3. **Long Tail Distribution:** The chart exhibits a classic "long tail" or power-law distribution. A very small number of tools account for the vast majority of the total value, while the majority of tools contribute minimally.
4. **Clustering:** Tools can be loosely grouped into tiers: the primary outlier (`SurferTool`), a secondary tier (`define_next_step`, `parse_solution_with_llm`), a middle cluster (tools 4-11, values ~0.06-0.12), and a low-value tail (tools 12-20, values <0.03).
### Interpretation
This chart likely visualizes a performance metric for an AI agent or complex software system composed of multiple specialized tools. The metric could represent **computational cost (e.g., API call cost in dollars), execution time, frequency of invocation, or a performance score.**
* **What the data suggests:** The system's operation is overwhelmingly dominated by the `SurferTool`. This tool is either the core engine of the system, a particularly expensive operation (like a web search or complex computation), or a bottleneck. The next tier of tools (`define_next_step`, `parse_solution_with_llm`) are also significant, likely representing key planning and reasoning steps.
* **Relationship between elements:** The tools form a pipeline or toolkit. The distribution suggests a workflow where one or two primary tools do the heavy lifting, supported by a suite of smaller, specialized utilities for tasks like data parsing (`parse_solution_with_llm`), knowledge retrieval (`Wikipedia.*`), code fixing (`fix_cypher`, `fix_json`), and validation (`TextInspector`).

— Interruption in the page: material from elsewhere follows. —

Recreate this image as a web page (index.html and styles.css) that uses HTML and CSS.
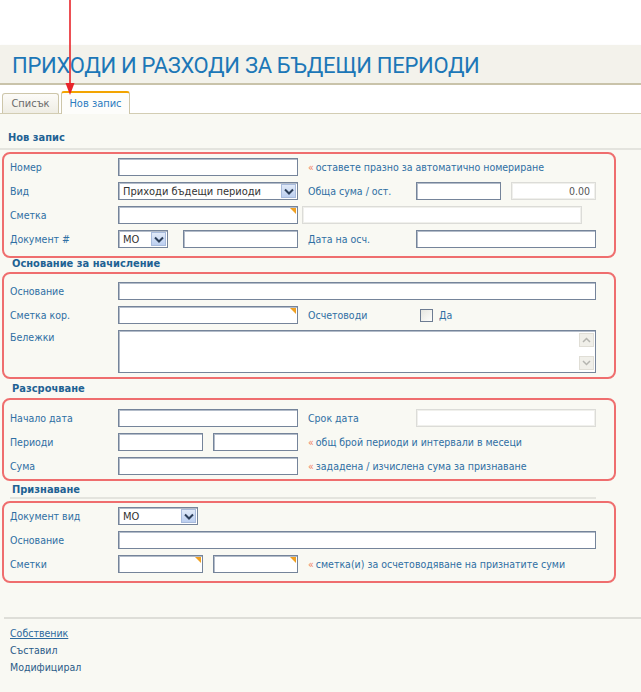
FILE: index.html
```html
<!DOCTYPE html>
<html lang="bg">
<head>
<meta charset="utf-8">
<title>Приходи и разходи за бъдещи периоди</title>
<link rel="stylesheet" href="styles.css">
</head>
<body>
<div class="page">
  <div class="topspace"></div>
  <header class="titlebar"><h1>ПРИХОДИ И РАЗХОДИ ЗА БЪДЕЩИ ПЕРИОДИ</h1></header>
  <nav class="tabs">
    <a class="tab">Списък</a>
    <a class="tab tab-active">Нов запис</a>
  </nav>
  <main class="content">
    <h2 class="sec sec-first">Нов запис</h2>
    <div class="box box-1">
      <div class="grid">
        <span class="lbl c1">Номер</span>
        <div class="inp c2"></div>
        <div class="hint c4-8"><span class="raq">«</span>оставете празно за автоматично номериране</div>

        <span class="lbl c1">Вид</span>
        <div class="inp sel c2"><span>Приходи бъдещи периоди</span><span class="sel-btn"><svg width="10" height="7" viewBox="0 0 10 7"><path d="M1 1.5 L5 5.5 L9 1.5" fill="none" stroke="#2c3f5a" stroke-width="2"/></svg></span></div>
        <span class="lbl c4">Обща сума / ост.</span>
        <div class="inp c5"></div>
        <div class="inp ro num c7">0.00</div>

        <span class="lbl c1">Сметка</span>
        <div class="inp corner c2"></div>
        <div class="inp ro wide c3-8"></div>

        <span class="lbl c1">Документ #</span>
        <div class="pair c2">
          <div class="inp sel sel-doc"><span>МО</span><span class="sel-btn"><svg width="10" height="7" viewBox="0 0 10 7"><path d="M1 1.5 L5 5.5 L9 1.5" fill="none" stroke="#2c3f5a" stroke-width="2"/></svg></span></div>
          <div class="inp inp-doc"></div>
        </div>
        <span class="lbl c4">Дата на осч.</span>
        <div class="inp c5-8"></div>
      </div>
    </div>

    <h2 class="sec sec-2">Основание за начисление</h2>
    <div class="box box-2">
      <div class="grid">
        <span class="lbl c1">Основание</span>
        <div class="inp c2-8"></div>

        <span class="lbl c1">Сметка кор.</span>
        <div class="inp corner c2"></div>
        <span class="lbl c4">Осчетоводи</span>
        <div class="check c5-8"><span class="chk"></span><span class="lbl">Да</span></div>

        <span class="lbl c1 lbl-top">Бележки</span>
        <div class="inp area c2-8">
          <div class="scroll">
            <span class="sbtn"><svg width="9" height="6" viewBox="0 0 9 6"><path d="M1 5 L4.5 1.5 L8 5" fill="none" stroke="#b5b5b0" stroke-width="1.5"/></svg></span>
            <span class="sbtn"><svg width="9" height="6" viewBox="0 0 9 6"><path d="M1 1 L4.5 4.5 L8 1" fill="none" stroke="#b5b5b0" stroke-width="1.5"/></svg></span>
          </div>
        </div>
      </div>
    </div>

    <h2 class="sec sec-3">Разсрочване</h2>
    <div class="box box-3">
      <div class="grid">
        <span class="lbl c1">Начало дата</span>
        <div class="inp c2"></div>
        <span class="lbl c4">Срок дата</span>
        <div class="inp ro c5-8"></div>

        <span class="lbl c1">Периоди</span>
        <div class="pair c2">
          <div class="inp half"></div>
          <div class="inp half"></div>
        </div>
        <div class="hint c4-8"><span class="raq">«</span>общ брой периоди и интервали в месеци</div>

        <span class="lbl c1">Сума</span>
        <div class="inp c2"></div>
        <div class="hint c4-8"><span class="raq">«</span>зададена / изчислена сума за признаване</div>
      </div>
    </div>

    <h2 class="sec sec-4">Признаване</h2>
    <div class="box box-4">
      <div class="grid">
        <span class="lbl c1">Документ вид</span>
        <div class="c2">
          <div class="inp sel sel-kind"><span>МО</span><span class="sel-btn"><svg width="10" height="7" viewBox="0 0 10 7"><path d="M1 1.5 L5 5.5 L9 1.5" fill="none" stroke="#2c3f5a" stroke-width="2"/></svg></span></div>
        </div>

        <span class="lbl c1">Основание</span>
        <div class="inp c2-8"></div>

        <span class="lbl c1">Сметки</span>
        <div class="pair c2">
          <div class="inp half corner"></div>
          <div class="inp half corner"></div>
        </div>
        <div class="hint c4-8"><span class="raq">«</span>сметка(и) за осчетоводяване на признатите суми</div>
      </div>
    </div>

    <footer class="footer">
      <a class="owner">Собственик</a>
      <div>Съставил</div>
      <div>Модифицирал</div>
    </footer>
  </main>

  <svg class="arrow" width="12" height="96" viewBox="0 0 12 96">
    <line x1="6" y1="0" x2="6" y2="85" stroke="#e8242a" stroke-width="1.6"/>
    <polygon points="1.5,83 10.5,83 6,95" fill="#e8242a"/>
  </svg>
</div>
</body>
</html>
```

FILE: styles.css
```css
html, body {
  margin: 0;
  background: #f9f9f3;
}
body {
  font-family: "DejaVu Sans Condensed", "DejaVu Sans", sans-serif;
  font-size: 10.5px;
  color: #2f6fa3;
}
.page {
  position: relative;
  min-height: 692px;
}
.topspace {
  height: 45px;
  background: #fff;
}
.titlebar {
  height: 38px;
  background: #f3f2eb;
  border-bottom: 2px solid #c9c3aa;
  box-shadow: 0 1px 2px rgba(0, 0, 0, 0.15);
  display: flex;
  align-items: center;
  padding-left: 12px;
}
.titlebar h1 {
  margin: 0;
  padding-top: 4px;
  font-family: Roboto, "Liberation Sans", sans-serif;
  font-weight: 400;
  font-size: 22px;
  letter-spacing: -0.3px;
  line-height: 1;
  color: #1c77b7;
}
.tabs {
  background: #fff;
  height: 28px;
  border-bottom: 1px solid #d3cdb3;
  display: flex;
  align-items: flex-end;
  padding-left: 2px;
  gap: 2px;
}
.tab {
  box-sizing: border-box;
  height: 20px;
  width: 57px;
  border: 1px solid #cdc6aa;
  border-bottom: 0;
  border-radius: 3px 3px 0 0;
  background: linear-gradient(#fcfbf8, #efede4);
  color: #6a6a6a;
  font-size: 11px;
  display: flex;
  align-items: center;
  justify-content: center;
}
.tab-active {
  width: 69px;
  height: 23px;
  margin-bottom: -1px;
  border-top: 2px solid #f2a400;
  background: #fdfdfb;
  color: #2b7bbf;
}
.content {
  padding-bottom: 10px;
}
.sec {
  margin: 0;
  font-size: 11px;
  font-weight: bold;
  line-height: 12px;
  color: #1f6293;
}
.sec-first {
  padding: 18px 0 4px 8px;
  border-bottom: 2px solid #e4e4de;
  margin-bottom: 2px;
}
.sec-2 {
  padding: 0 0 2px 12px;
}
.sec-3 {
  padding: 4px 0 3px 12px;
}
.sec-4 {
  padding: 3px 0 1px 2px;
  margin: 0 45px 2px 10px;
  border-bottom: 2px solid #e4e4de;
}
.box {
  margin: 0 25px 0 2px;
  border: 2px solid #ef6e6e;
  border-radius: 8px;
  padding-left: 6px;
}
.box-1 { padding-top: 4px; padding-bottom: 8px; }
.box-2 { padding-top: 8px; padding-bottom: 4px; }
.box-3 { padding-top: 9px; padding-bottom: 4px; }
.box-4 { padding-top: 4px; padding-bottom: 8px; }
.grid {
  display: grid;
  grid-template-columns: 108px 180px 10px 108px 85px 10px 85px;
  row-gap: 6px;
  align-items: center;
}
.lbl {
  white-space: nowrap;
}
.lbl-top {
  align-self: start;
  padding-top: 1px;
}
.c1 { grid-column: 1; }
.c2 { grid-column: 2; }
.c4 { grid-column: 4; }
.c5 { grid-column: 5; }
.c7 { grid-column: 7; }
.c2-8 { grid-column: 2 / 8; }
.c3-8 { grid-column: 3 / 8; }
.c4-8 { grid-column: 4 / 8; }
.c5-8 { grid-column: 5 / 8; }
.inp {
  position: relative;
  box-sizing: border-box;
  height: 18px;
  background: #fff;
  border: 1px solid #75849a;
  box-shadow: inset 1px 1px 0 #b3bcc9;
}
.ro {
  border-color: #dcdcd8;
  box-shadow: inset 0 0 0 1px #f0f0ec;
}
.num {
  text-align: right;
  padding-right: 5px;
  line-height: 16px;
  color: #555;
}
.wide {
  margin-left: 4px;
  width: 280px;
}
.corner::after {
  content: "";
  position: absolute;
  top: 1px;
  right: 1px;
  width: 0;
  height: 0;
  border-right: 6px solid #f0a020;
  border-bottom: 6px solid transparent;
}
.sel {
  display: flex;
  align-items: center;
  justify-content: space-between;
  padding: 0 1px 0 4px;
  color: #333;
  font-size: 11px;
}
.sel-btn {
  box-sizing: border-box;
  width: 15px;
  height: 14px;
  border: 1px solid #a8bbdc;
  background: linear-gradient(#e1eaf8, #bccff0);
  display: flex;
  align-items: center;
  justify-content: center;
}
.sel-doc { width: 50px; }
.sel-kind { width: 80px; }
.inp-doc { width: 115px; }
.pair {
  display: flex;
  justify-content: space-between;
}
.half { width: 85px; }
.hint {
  white-space: nowrap;
}
.raq {
  color: #f0805c;
  margin-right: 2px;
}
.check {
  display: flex;
  align-items: center;
  padding-left: 4px;
  gap: 6px;
}
.chk {
  box-sizing: border-box;
  width: 13px;
  height: 13px;
  border: 1px solid #6d7c92;
  background: linear-gradient(135deg, #e6e6e0, #fdfdfb);
}
.area {
  height: 43px;
  display: flex;
  justify-content: flex-end;
}
.scroll {
  display: flex;
  flex-direction: column;
  justify-content: space-between;
  padding: 2px 1px 2px 0;
}
.sbtn {
  box-sizing: border-box;
  width: 15px;
  height: 14px;
  background: #f0efe9;
  border: 1px solid #e0ded6;
  display: flex;
  align-items: center;
  justify-content: center;
}
.footer {
  margin: 34px 0 0 4px;
  border-top: 2px solid #deded8;
  padding: 6px 0 0 6px;
  line-height: 17px;
  color: #2b5b88;
}
.owner {
  color: #2d6a9e;
  text-decoration: underline;
}
.arrow {
  position: absolute;
  left: 64px;
  top: 0;
}
```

* **Notable implications:** The extreme skew indicates that optimizing the system's overall performance or cost would yield the greatest returns by focusing on the `SurferTool`. The long tail of low-value tools suggests they are either rarely called, very efficient, or have a minimal impact on the measured metric. The presence of tools with names like `define_*` and `*_run` hints at a structured, possibly agentic, architecture where tools are dynamically selected and executed.